Linear actuators are motors that work in a straight line. They’re very useful for controlling valves and levers, building robots, and retrofitting old mechanisms for digital control. The simplest form of linear actuator has only 2 positions, while more complicated actuators can be positioned just like stepper motors and servos.

I needed 32 linear actuators for my latest project, and I was shocked to discover how much they would cost. After a little thought, I decided that I only needed simple on/off actuators, and I would try to make them myself using off-the-shelf parts.

Project Steps

Wind the bobbin.

Place an empty bobbin onto the bobbin filler on the sewing machine.

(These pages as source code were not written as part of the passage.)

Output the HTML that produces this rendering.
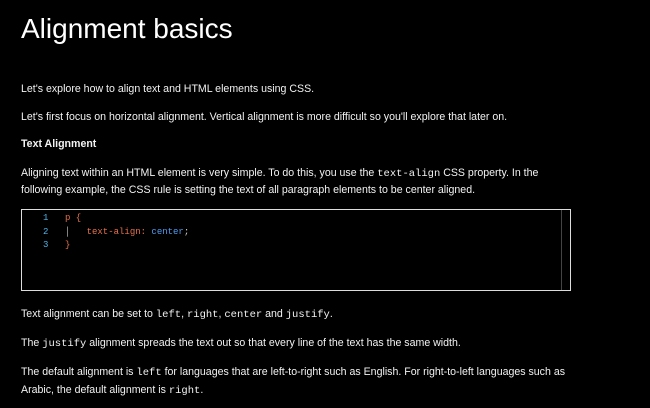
<!DOCTYPE html>
<html><head><style>
body{margin:0;background:#000;width:650px;height:408px;overflow:hidden;font-family:"Liberation Sans",sans-serif;color:#f2f2f2;}
.t{position:absolute;left:21px;font-size:10.6px;white-space:nowrap;line-height:12px}
h1{position:absolute;left:21px;top:10px;margin:0;font-weight:normal;font-size:28px;line-height:38px;color:#fff}
code{font-family:"Liberation Mono",monospace;font-size:10.5px}
.box{position:absolute;left:21px;top:209px;width:548px;height:80px;border:1px solid #ddd}
.vl{position:absolute;left:539px;top:0;width:1px;height:80px;background:#444}
.c{position:absolute;font-family:"Liberation Mono",monospace;font-size:9px;line-height:13.5px;white-space:pre}
</style></head><body>
<h1>Alignment basics</h1>
<div class="t" style="top:83px">Let's explore how to align text and HTML elements using CSS.</div>
<div class="t" style="top:111px">Let's first focus on horizontal alignment. Vertical alignment is more difficult so you'll explore that later on.</div>
<div class="t" style="top:138px;font-weight:bold">Text Alignment</div>
<div class="t" style="top:167px">Aligning text within an HTML element is very simple. To do this, you use the <code>text-align</code> CSS property. In the</div>
<div class="t" style="top:184px">following example, the CSS rule is setting the text of all paragraph elements to be center aligned.</div>
<div class="box"><div class="vl"></div>
<div class="c" style="left:21px;top:2px;color:#4fb3e8">1
2
3</div>
<div class="c" style="left:43px;top:2px;color:#e8714a">p {
<span style="color:#ccc">│</span>   text-align: <span style="color:#4e9cf0">center</span><span style="color:#ccc">;</span>
}</div>
</div>
<div class="t" style="top:308px">Text alignment can be set to <code>left</code>, <code>right</code>, <code>center</code> and <code>justify</code>.</div>
<div class="t" style="top:337px">The <code>justify</code> alignment spreads the text out so that every line of the text has the same width.</div>
<div class="t" style="top:366px">The default alignment is <code>left</code> for languages that are left-to-right such as English. For right-to-left languages such as</div>
<div class="t" style="top:384px">Arabic, the default alignment is <code>right</code>.</div>
</body></html>
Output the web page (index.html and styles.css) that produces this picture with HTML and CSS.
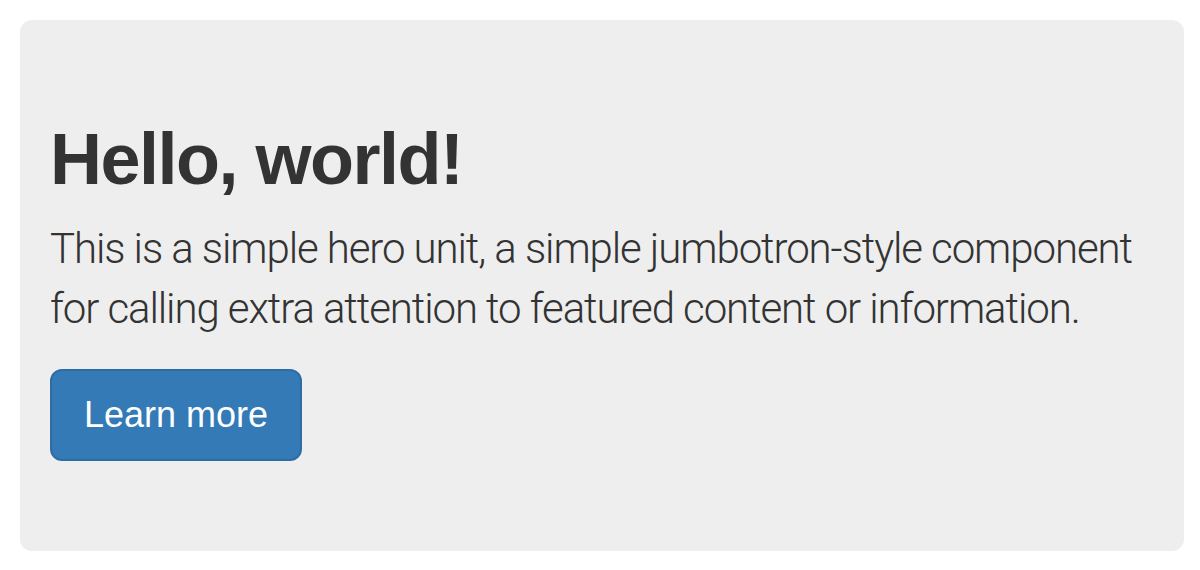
FILE: index.html
```html
<!DOCTYPE html>
<html lang="en">
<head>
<meta charset="utf-8">
<title>Jumbotron</title>
<link rel="stylesheet" href="styles.css">
</head>
<body>
<div class="jumbotron">
  <h1 class="title">Hello, world!</h1>
  <p class="lead">This is a simple hero unit, a simple jumbotron-style component for calling extra attention to featured content or information.</p>
  <p class="actions"><a class="btn" href="#">Learn more</a></p>
</div>
</body>
</html>
```
FILE: styles.css
```css
html, body {
  margin: 0;
  padding: 0;
  background: #fff;
}
body {
  padding: 20px 16px 20px 20px;
  font-family: "Liberation Sans", Arial, sans-serif;
  color: #333;
}
.jumbotron {
  background: #eee;
  border-radius: 12px;
  padding: 60px 30px;
}
.title {
  margin: 40px 0 20px;
  font-size: 72px;
  line-height: 1.1;
  font-weight: 700;
  letter-spacing: -1.5px;
  color: #333;
}
.lead {
  margin: 0 0 30px;
  font-family: "Roboto", "Liberation Sans", sans-serif;
  font-size: 42px;
  font-weight: 300;
  line-height: 60px;
  letter-spacing: -1.1px;
  color: #333;
}
.actions {
  margin: 0 0 30px;
  line-height: 0;
}
.btn {
  display: inline-block;
  box-sizing: border-box;
  padding: 20px 32px;
  font-size: 36px;
  line-height: 48px;
  color: #fff;
  text-decoration: none;
  background: #337ab7;
  border: 2px solid #2e6da4;
  border-radius: 12px;
}
```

Feed the end of the copper wire into the hole at the top of the bobbin. I left about 1″ of wire sticking out of the top, so I could solder the coil in place later.

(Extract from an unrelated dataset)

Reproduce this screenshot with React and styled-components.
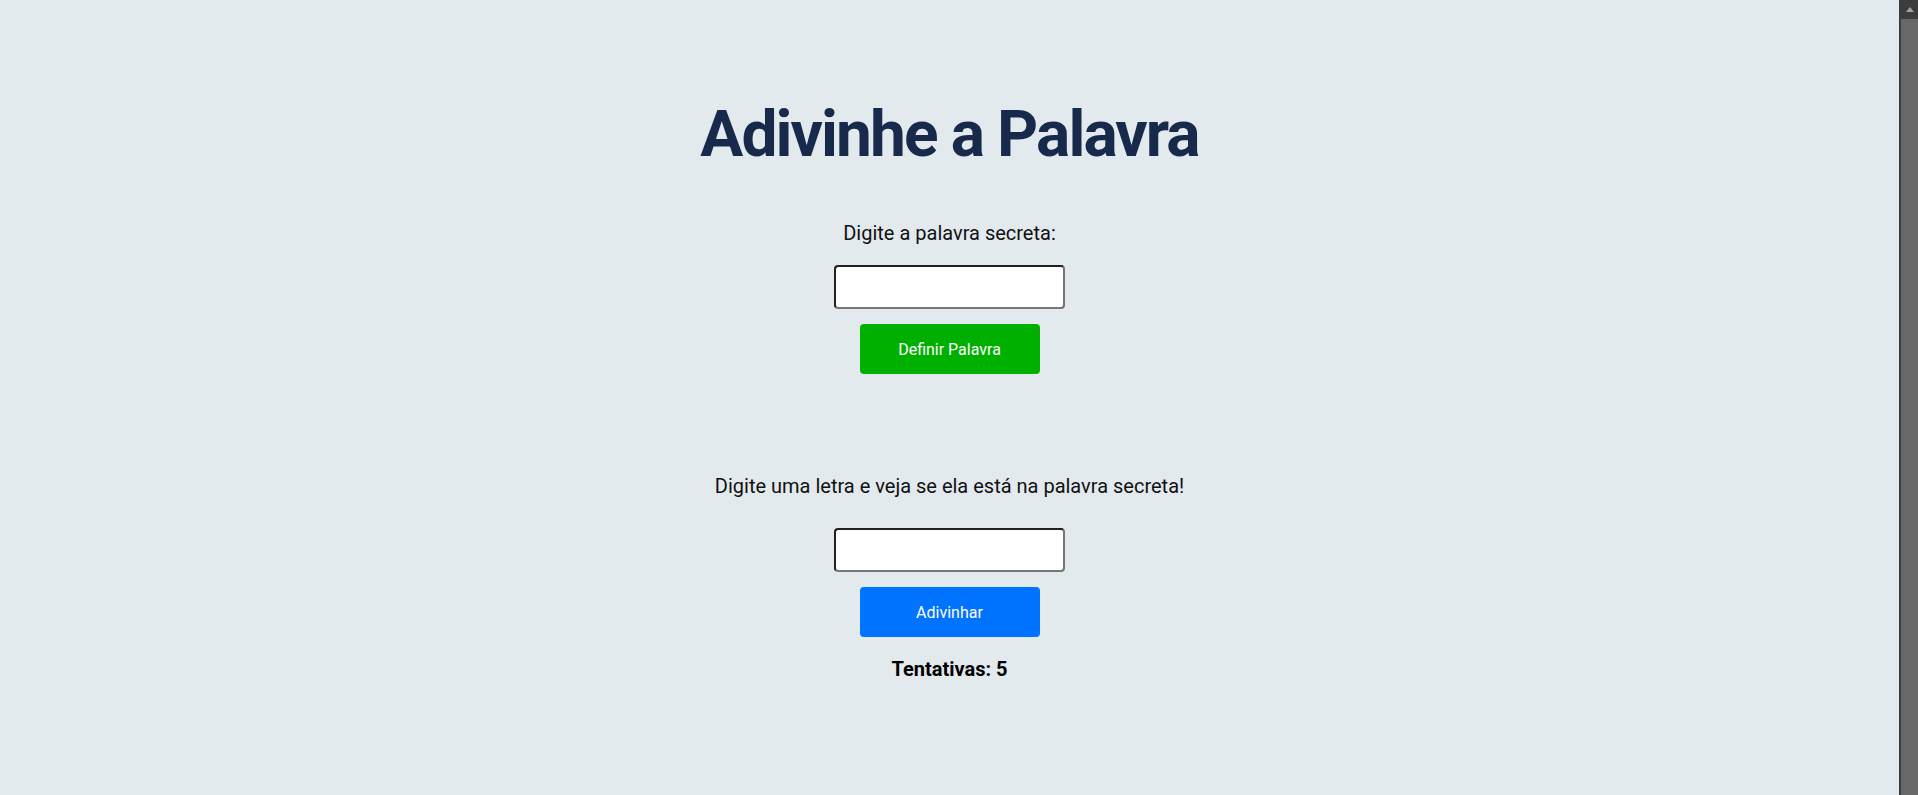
import styled, { createGlobalStyle } from 'styled-components';

const GlobalStyle = createGlobalStyle`
  body {
    margin: 0;
    background-color: #e2eaee;
    font-family: Roboto, "Liberation Sans", Arial, sans-serif;
    color: #111;
  }
`;

const Layout = styled.div`
  display: flex;
  height: 100vh;
  overflow: hidden;
`;

const Page = styled.main`
  flex: 1;
  display: flex;
  flex-direction: column;
  align-items: center;
  padding-top: 97px;
`;

const Title = styled.h1`
  margin: 0 0 49px;
  font-size: 64px;
  font-weight: 700;
  letter-spacing: -1.9px;
  line-height: normal;
  color: #182a4b;
`;

const Section = styled.section`
  display: flex;
  flex-direction: column;
  align-items: center;
  margin-bottom: ${(p) => p.$gapAfter || 0}px;
`;

const Label = styled.p`
  margin: 0 0 ${(p) => p.$space}px;
  font-size: 20px;
  line-height: normal;
  color: #111;
`;

const Input = styled.input`
  width: 231px;
  height: 44px;
  box-sizing: border-box;
  margin: 0 0 15px;
  padding: 8px 10px;
  font-size: 18px;
  background: #fff;
  border: 2px inset #767676;
  border-radius: 4px;
`;

const Button = styled.button`
  width: 180px;
  height: 50px;
  border: none;
  border-radius: 4px;
  background-color: ${(p) => (p.$variant === 'green' ? '#00b000' : '#0073ff')};
  color: #fff;
  font-family: Roboto, "Liberation Sans", Arial, sans-serif;
  font-size: 16px;
  cursor: pointer;
`;

const Attempts = styled.p`
  margin: 20px 0 0;
  font-size: 20px;
  font-weight: 700;
  line-height: normal;
  color: #000;
`;

// window scrollbar as seen in the screenshot
const ScrollTrack = styled.div`
  width: 19px;
  flex-shrink: 0;
  display: flex;
  flex-direction: column;
  background-color: #3c3c3c;
`;

const ScrollArrow = styled.div`
  height: 19px;
  display: flex;
  align-items: center;
  justify-content: center;
  padding-left: 2px;
  &::before {
    content: '';
    border-left: 4px solid transparent;
    border-right: 4px solid transparent;
    border-bottom: 5px solid #a3a3a3;
  }
`;

const ScrollThumb = styled.div`
  flex: 1;
  margin-left: 2px;
  background-color: #686868;
`;

function App() {
  return (
    <>
      <GlobalStyle />
      <Layout>
        <Page>
          <Title>Adivinhe a Palavra</Title>
          <Section $gapAfter={100}>
            <Label $space={20}>Digite a palavra secreta:</Label>
            <Input type="text" />
            <Button $variant="green">Definir Palavra</Button>
          </Section>
          <Section>
            <Label $space={30}>Digite uma letra e veja se ela está na palavra secreta!</Label>
            <Input type="text" maxLength={1} />
            <Button $variant="blue">Adivinhar</Button>
            <Attempts>Tentativas: 5</Attempts>
          </Section>
        </Page>
        <ScrollTrack>
          <ScrollArrow />
          <ScrollThumb />
        </ScrollTrack>
      </Layout>
    </>
  );
}

export default App;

Feed the wire through the thread guide nearest to the bobbin filler. Do not use the tensioning wheel or the other guides.

Place the spool of wire somewhere that it won’t snag, and run the sewing machine slowly. Watch the spool fill with copper wire, and apply gentle tension to the wire with your hand.

Don’t grab the wire tightly, or you’ll cut yourself.

When the bobbin is full, stop the machine. Hold the wire in place on the bobbin with your thumb. Cut the wire about 1″ from the side of the bobbin, and then remove the bobbin from the bobbin filler.

Remember to keep your thumb on the side of the bobbin, or the wire will unravel.

Wrap the bobbin.

Wrap a couple of layers of PTFE tape around the side of the bobbin. Make sure that the wire at the side of the bobbin is roughly aligned to the wire poking out of the top.

Add plastic.

Cut a circle of thin plastic and glue it to the bottom of the bobbin. Make sure the hole through the bobbin is blocked off on the side opposite to the wires.

Add spring.

Take a short length of the copper wire, and wind it around a thin screwdriver shaft to make a small spring. The spring should be about 4mm diameter, and about 3/4 the height of the bobbin.

Add magnet.

Glue a 6mm magnet onto the end of a length of metal or plastic rod. I needed about 1/2″ of plastic rod, so I used the shaft from an old plastic potentiometer.

Don’t get too much glue around the edge of the shaft, or it may get wedged inside the bobbin when you fit it.

Finally, add another dab of glue to the magnet, and glue it to the spring. Fit the spring inside the bobbin center, and fix with a bit more glue.

Conclusion

You should now have a simple linear actuator that pulls the shaft inside the bobbin when you apply a voltage to the coil.

This project first appeared in MAKE Volume 29.

You can reverse the action of the actuator by reversing the voltage, and you can reverse the action of the spring by using a thinner shaft with a second piece of thin plastic as a washer on the end of the bobbin.

You can also use multiple coils to create a longer stroke for the actuator, and position the shaft by varying the current between each of the coils. I find that each coil has a resistance of between 8Ω and 9Ω, and works well between 6V and 12V. Increasing the voltage will up the power, but will also increase the heat generated by the coil. Experiment to find the maximum voltage for a particular application, and with long duty cycles, stick a thermal fuse next to the coil for safety’s sake.